O agricultor Daniel Schenkel diz que seguiu a recomendação. “Eu fiz 10% de refúgio com bordadura, com áreas nos cantos pro convencional exatamente como a empresa pedia e no final o resultado não foi o esperado”, diz.
O sinal verde para o uso do milho transgênico no Brasil foi dado em 2007 com a aprovação das três primeiras variedades com resistência ao ataque de lagartas. De lá prá cá, o número de materiais disponíveis aos agricultores se multiplicou, assim como a presença dos transgênicos nos campos brasileiros. Hoje a estimativa é de que 80% das lavouras plantadas em todo o país sejam transgênicas.

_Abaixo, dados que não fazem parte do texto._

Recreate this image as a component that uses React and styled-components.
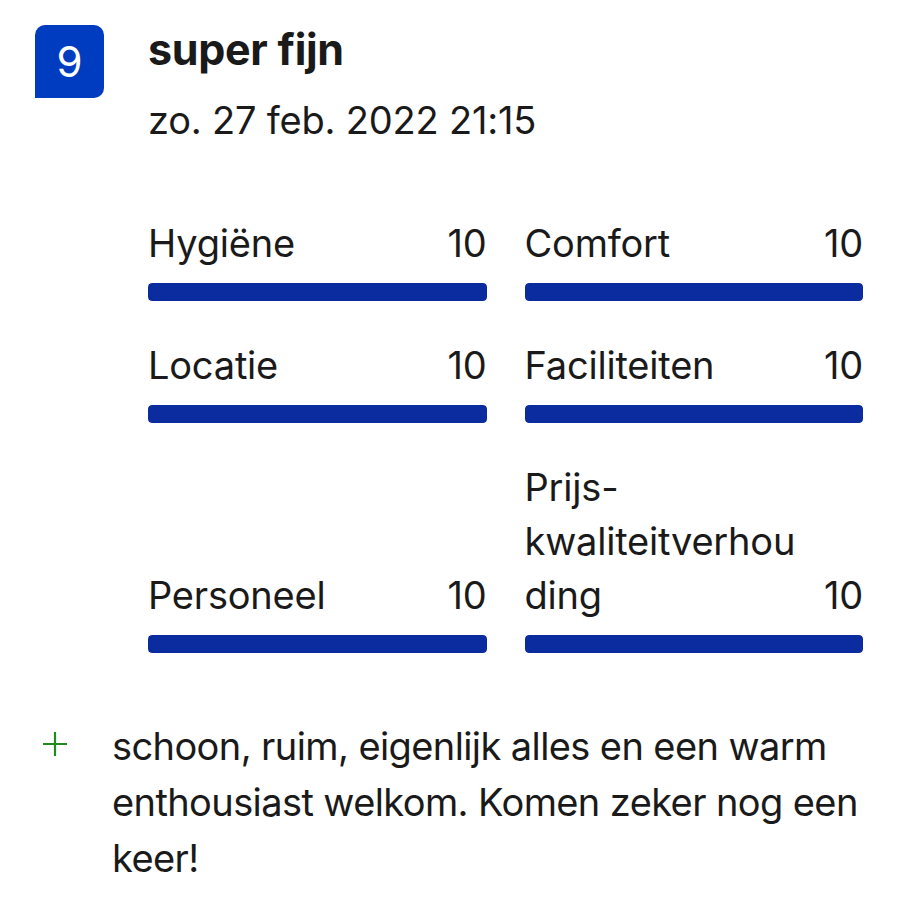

Com tanto transgênico no mercado, o agricultor Fernando Ferri encontrou um problema para fazer a área de refúgio. Na lavoura dele, não deu para plantar convencional. Ele não achou sementes para comprar: “As empresas não tem volume suficiente nem para esses 10$ de refúgio que são recomendados”.
A Aprosoja notificou extra judicialmente as quatro empresas detentoras das tecnologias disponíveis no mercado. Quer explicações para o que aconteceu no campo.
“Nós temos produtores com prejuízos em todas as regiões do estado e precisamos ter destas empresas detentoras, uma posição, uma resposta, porque desta perda de eficiência”, afirma Luiz Nery Ribas, diretor técnico da Aprosoja- MT.
As quatro empresas não quiseram gravar entrevistam, mas enviaram notas. A Dupont Pioneer informou que constatou o desenvolvimento de resistência da lagarta do cartucho ao milho “bt”, mas que a tecnologia continua oferecendo ampla proteção contra importantes lagartas que atacam a cultura.
Já a Syngenta informou que tem equipes técnicas preparadas para esclarecer as dúvidas dos agricultores e buscar soluções integradas. A Dow Agrosciences disse que já entrou em contato com a associação dos produtores e que continua participando de discussões sobre o tema. E a Monsanto destacou que a preservação e a sustentabilidade das tecnologias “bt” dependem do cumprimento das recomendações técnicas.